The most valuable experience, though, is being surprised by someone else’s reasoning. An opinion that sounds ridiculous at first can become understandable once you hear the story behind it. Someone who dislikes birthdays may have had years of disappointing celebrations. Someone who hates phone calls may associate them with stress. Someone who thinks social media breaks are overrated may rely on online communities for support. The opinion is the headline; the experience is the article.

That is why unpopular opinion threads remain so addictive. They are funny, yes, but they are also tiny windows into other lives. They show how many ways there are to be human, annoyed, delighted, confused, stubborn, and occasionally correct about the superiority of cold pizza. The best conversations happen when people bring honesty without cruelty and curiosity without surrendering their own views. In other words, share the hot takebut maybe let it cool for a second first.

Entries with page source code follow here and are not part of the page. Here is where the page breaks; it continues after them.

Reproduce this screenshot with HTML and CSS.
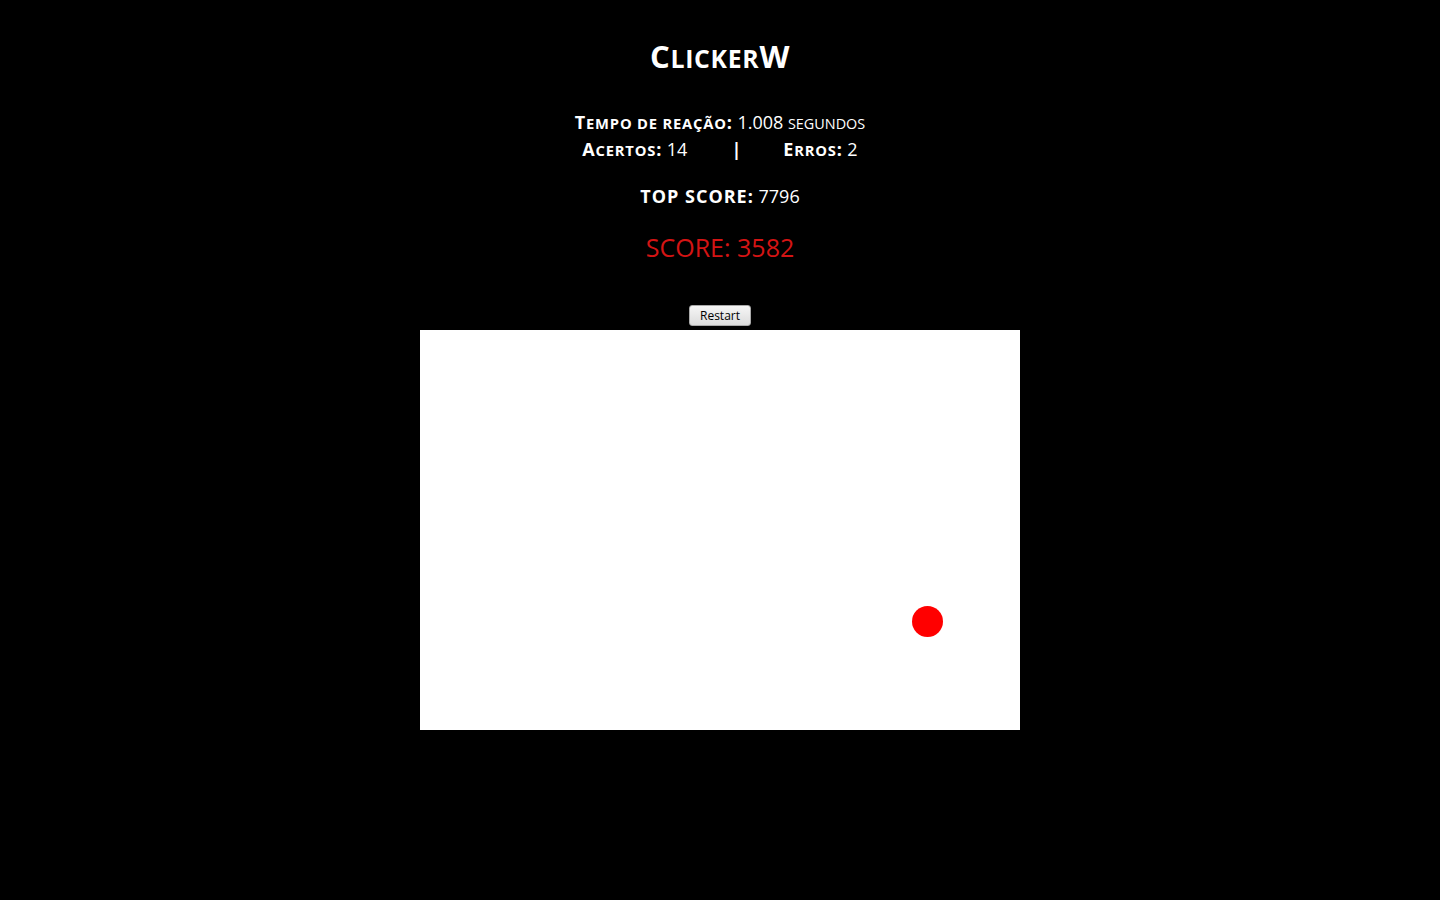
FILE: index.html
```html
<!DOCTYPE html>
<html lang="pt">
<head>
<meta charset="utf-8">
<title>ClickerW</title>
<link rel="stylesheet" href="styles.css">
</head>
<body>
<main class="page">
  <h1 class="title">C<span class="sc">licker</span>W</h1>
  <div class="stats">
    <div class="stat-line"><b>T<span class="sc">empo de reação</span>:</b> 1.008 <span class="sc light">segundos</span></div>
    <div class="stat-line hits">
      <span class="cell"><b>A<span class="sc">certos</span>:</b> 14</span>
      <span class="sep">|</span>
      <span class="cell"><b>E<span class="sc">rros</span>:</b> 2</span>
    </div>
  </div>
  <div class="top"><b>TOP SCORE:</b> 7796</div>
  <div class="score">SCORE: 3582</div>
  <button class="restart" type="button">Restart</button>
  <div class="board">
    <span class="dot"></span>
  </div>
</main>
</body>
</html>
```

FILE: styles.css
```css
html, body {
  margin: 0;
  padding: 0;
  background: #000;
}
body {
  font-family: "Open Sans", "Liberation Sans", sans-serif;
  color: #fff;
}
.page {
  display: flex;
  flex-direction: column;
  align-items: center;
  padding-top: 36px;
}
.sc {
  text-transform: uppercase;
  font-size: 0.8em;
  line-height: 1;
}
.title {
  margin: 0;
  font-size: 31px;
  font-weight: 700;
  line-height: 40px;
  letter-spacing: 0.7px;
}
.stats {
  margin-top: 33px;
  font-size: 18px;
  line-height: 27px;
  text-align: center;
}
.stats b {
  font-weight: 700;
  letter-spacing: 0.8px;
}
.stats b .sc {
  font-size: 0.82em;
}
.hits {
  display: flex;
  justify-content: center;
}
.sep {
  display: inline-block;
  margin: 0 42px 0 44px;
  font-weight: 700;
}
.top {
  margin-top: 20px;
  font-size: 18px;
  line-height: 27px;
}
.top b {
  font-weight: 700;
  letter-spacing: 1px;
}
.score {
  margin-top: 21px;
  font-size: 25px;
  line-height: 32px;
  color: #d41414;
}
.restart {
  margin-top: 42px;
  font-family: "Open Sans", "Liberation Sans", sans-serif;
  font-size: 12px;
  height: 21px;
  padding: 0 10px;
  color: #000;
  background: linear-gradient(#f6f6f6, #dcdcdc);
  border: 1px solid #a9a9a9;
  border-radius: 3px;
  line-height: 19px;
}
.board {
  position: relative;
  width: 600px;
  height: 400px;
  margin-top: 4px;
  background: #fff;
}
.dot {
  position: absolute;
  left: 492px;
  top: 276px;
  width: 31px;
  height: 31px;
  border-radius: 50%;
  background: #f00;
}
```
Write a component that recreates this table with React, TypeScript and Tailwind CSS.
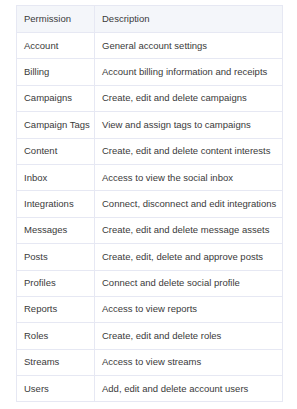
import React from "react";

const rows: [string, string][] = [
  ["Account", "General account settings"],
  ["Billing", "Account billing information and receipts"],
  ["Campaigns", "Create, edit and delete campaigns"],
  ["Campaign Tags", "View and assign tags to campaigns"],
  ["Content", "Create, edit and delete content interests"],
  ["Inbox", "Access to view the social inbox"],
  ["Integrations", "Connect, disconnect and edit integrations"],
  ["Messages", "Create, edit and delete message assets"],
  ["Posts", "Create, edit, delete and approve posts"],
  ["Profiles", "Connect and delete social profile"],
  ["Reports", "Access to view reports"],
  ["Roles", "Create, edit and delete roles"],
  ["Streams", "Access to view streams"],
  ["Users", "Add, edit and delete account users"],
];

export default function App() {
  return (
    <div
      className="w-[297px] h-[409px] bg-white pl-4 pt-[5px] text-[9.5px] text-[#3a3a3a]"
      style={{ fontFamily: '"Liberation Sans", Arial, sans-serif' }}
    >
      <div className="w-[267px] border border-[#e6e8f3] border-b-0">
        <div className="grid grid-cols-[78px_1fr] h-[27px] bg-[#f4f6fa] border-b border-[#e6e8f3]">
          <div className="flex items-center pl-[7px] border-r border-[#e6e8f3]">Permission</div>
          <div className="flex items-center pl-[7px]">Description</div>
        </div>
        {rows.map(([p, d]) => (
          <div key={p} className="grid grid-cols-[78px_1fr] h-[26.4px] border-b border-[#e6e8f3]">
            <div className="flex items-center pl-[7px] border-r border-[#e6e8f3] whitespace-nowrap">{p}</div>
            <div className="flex items-center pl-[7px] whitespace-nowrap">{d}</div>
          </div>
        ))}
      </div>
    </div>
  );
}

Conclusion: The Best Unpopular Opinions Are Honest, Not Hostile

“Hey Pandas, what’s an unpopular opinion of yours?” is more than a playful internet question. It is a reminder that disagreement can be funny, revealing, and even useful when handled with care. Unpopular opinions help people question trends, challenge assumptions, and discover unexpected common ground. They can also expose how quickly online spaces reward outrage over nuance.

The goal is not to make every opinion popular. That would be boring, and the internet would have to survive on pet videos alone. The goal is to express what you think in a way that invites conversation instead of combat. Be specific. Be fair. Be funny when possible. Most of all, remember that behind every unpopular opinion is a person shaped by experiences you may not see at first glance.

So go ahead, Pandas. Share the opinion. Defend the cold pizza. Question the trend. Admit that you do not understand the hype around overpriced water bottles. Just keep your curiosity nearby and your flamethrower in storage.